Je reprends ci-après son préambule qui pourrait tout autant être le préambule de ces regards croisés sauf que mon jugement serait aujourd’hui sans doute moins condescendant et moins sévère sur l’image que nous renvoie le Japon.
PREAMBULE (1989)
Après plus de dix années passées au Japon, il devient quasiment impossible d’écrire à son sujet tant il semble que tout a déjà été dit en bien comme en mal. En outre, avec un peu d’expérience, on acquiert de plus en plus le sentiment qu’il est impossible d’intégrer dans une explication rationnelle et synthétique le discours sur le Japon.
Sitôt affirmée une vérité d’apparence inébranlable vient la contredire, comme par un automatisme incontrôlable, une vérité contraire qui annule avec la même conviction la première. Pour être sûr de ne rien laisser échapper, il semble qu’il faudrait pouvoir mettre tout ce qui peut être dit à l’intérieur d’un cercle, exigence à laquelle répond mal la forme linéaire et horizontale de l’explications rationnelle.

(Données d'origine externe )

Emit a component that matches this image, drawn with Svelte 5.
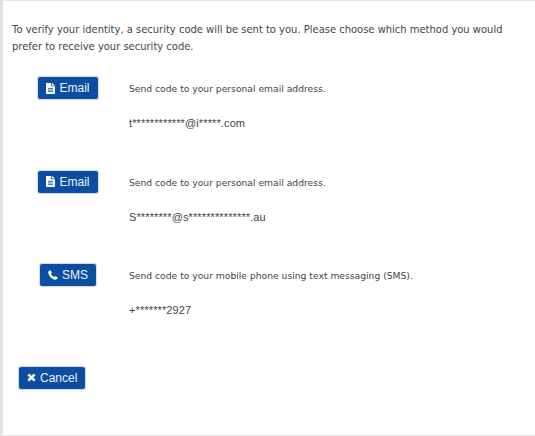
<script>
	const methods = [
		{ type: 'email', label: 'Email', text: 'Send code to your personal email address.', target: 't************@i*****.com' },
		{ type: 'email', label: 'Email', text: 'Send code to your personal email address.', target: 'S********@s**************.au' },
		{ type: 'sms', label: 'SMS', text: 'Send code to your mobile phone using text messaging (SMS).', target: '+*******2927' }
	];
</script>

<main>
	<p class="intro">To verify your identity, a security code will be sent to you. Please choose which method you would prefer to receive your security code.</p>

	<div class="methods">
		{#each methods as m}
			<div class="method">
				<div class="action">
					<button type="button">
						{#if m.type === 'email'}
							<svg width="9" height="11" viewBox="0 0 9 11"><path fill="#fff" d="M0 0h5.2v3.3h3.8V11H0z" /><path fill="#fff" d="M6 0l3 2.6H6z" /><path stroke="#0b4ea2" stroke-width=".8" d="M2 5.4h5M2 7h5M2 8.6h5" /></svg>
						{:else}
							<svg width="10" height="10" viewBox="0 0 10 10"><path fill="#fff" d="M2.3.3L3.9 2.6 3 3.8c.5 1.3 1.7 2.5 3.2 3.2l1.2-1 2.3 1.6c.2.7-1 2.2-2.1 2.1C3.800 9.500.5 5.800.2 2.300.2 1.300 1.500.2 2.300.3z" /></svg>
						{/if}
						{m.label}
					</button>
				</div>
				<div class="detail">
					<p>{m.text}</p>
					<p class="target">{m.target}</p>
				</div>
			</div>
		{/each}
	</div>

	<button type="button" class="cancel">
		<svg width="9" height="9" viewBox="0 0 9 9"><path stroke="#fff" stroke-width="2.6" d="M1.300 1.300l6.400 6.400M7.700 1.300L1.300 7.700" /></svg>
		Cancel
	</button>
</main>

<style>
	:global(body) {
		margin: 0;
		background: #fff;
	}

	main {
		box-sizing: border-box;
		height: 436px;
		padding: 20px 30px 0 12px;
		border-top: 1px solid #e4e4e4;
		border-bottom: 1px solid #e4e4e4;
		border-left: 3px solid #e2e2e2;
		font-family: "DejaVu Sans", Verdana, sans-serif;
		font-size: 9.960px;
		line-height: 17px;
		color: #444;
	}

	p {
		margin: 0;
	}

	.intro {
		margin-left: -3px;
	}

	.methods {
		margin-top: 21px;
	}

	.method {
		display: flex;
		height: 93.500px;
	}

	.action {
		width: 112px;
		flex: none;
		margin-left: -3px;
		display: flex;
		justify-content: center;
		align-items: flex-start;
	}

	.detail {
		padding-left: 5px;
		padding-top: 4px;
		font-size: 9.200px;
	}

	.target {
		margin-top: 18px;
		font-family: "Liberation Sans", Arial, sans-serif;
		font-size: 11px;
		letter-spacing: 0.12px;
	}

	button {
		display: inline-flex;
		align-items: center;
		gap: 4px;
		height: 24px;
		padding: 0 8px;
		border: 1px solid #d3dcea;
		border-radius: 3px;
		background: #0b4ea2;
		color: #eef3fa;
		font-family: "Liberation Sans", Arial, sans-serif;
		font-size: 12px;
	}

	.cancel {
		margin-top: 9px;
		margin-left: 3px;
	}
</style>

Le Japon, et ses habitants, seraient ainsi pour les autres incontournables, indéchiffrables donc à part et différents. Ce n’est certainement pas un hasard si c’est précisément de la sorte que le Japon et le Japonais souhaitent, consciemment ou non, être perçus de l’extérieur : un peuple différent des autres auquel, à cause de cela, les autres devraient accorder un traitement différent, ce qui explique pour une part que le Japon soit aujourd’hui aussi isolé que puissant, isolé parce qu’il l’aurait voulu, puissant parce qu’il aurait bénéficié de la part des autres d’un traitement différent pour ne pas dire privilégié.
Vu de l’extérieur, il aurait beaucoup reçu et peu donné, sentiment qui à tort ou à raison n’incite pas à la générosité vis-à-vis du Japon. Paradoxalement, la qualité et l’ingéniosité de ce que fabrique le Japon ne font aimer que les produits mais pas le Japon lui-même. C’est sans doute que quelque part dans l’âme occidentale, nous avons intimement besoin que derrière la matière se cache un message pour l’esprit.
Avant le Japon, l’Europe a été défiée et envahie par les Etats-Unis sans pourtant provoquer autant d’agressivité et de ressentiment. Sans doute était-ce que dans l’écran de la télévision made in USA il y avait aussi l’Amérique et sa culture, John Wayne et les grands espaces. Dans l’écran du dernier modèle Sony aux couleurs et à la netteté impeccables, où est le message venant du soleil levant.
La difficulté à rendre compte correctement du Japon et à mettre à jour une volonté positive dirigée vers l’extérieur est donc à mes yeux l’un des principaux obstacles à une meilleure acceptation du Japon par la communauté internationale. Mon souhait est donc à travers les quelques lignes qui vont suivre de contribuer à ouvrir une partie du voile, aussi modeste soit-il, qui masque aux yeux de mes amis japonais la réalité objective de leur environnement.
Mes commentaires et explications seront peut-être jugés sévères et trop critiques mais le sujet du livre exigeait précisément d’éviter toute complaisance. Sachez, en outre, que je ne m’exprime pas en ennemi du Japon mais comme un de ses citoyens d’adoption. « Qui aime bien châtie bien » dit un dicton français, mon souci est de dire ce que peut ressentir un habitant de ce pays, comme je le dirais de la France à mes amis français, en pensant peut-être naïvement que le progrès ne peut venir que si les uns et les autres affirment à haute voix leurs convictions.
Mon intention n’est pas non plus de rechercher à tout prix la vérité, j’ai déjà dit combien cela était difficile, mais plutôt de livrer à la discussion des réflexions et impressions, sachant bien que l’honneur qui m’est fait de pouvoir m’exprimer dans ce livre n’est pas mérité.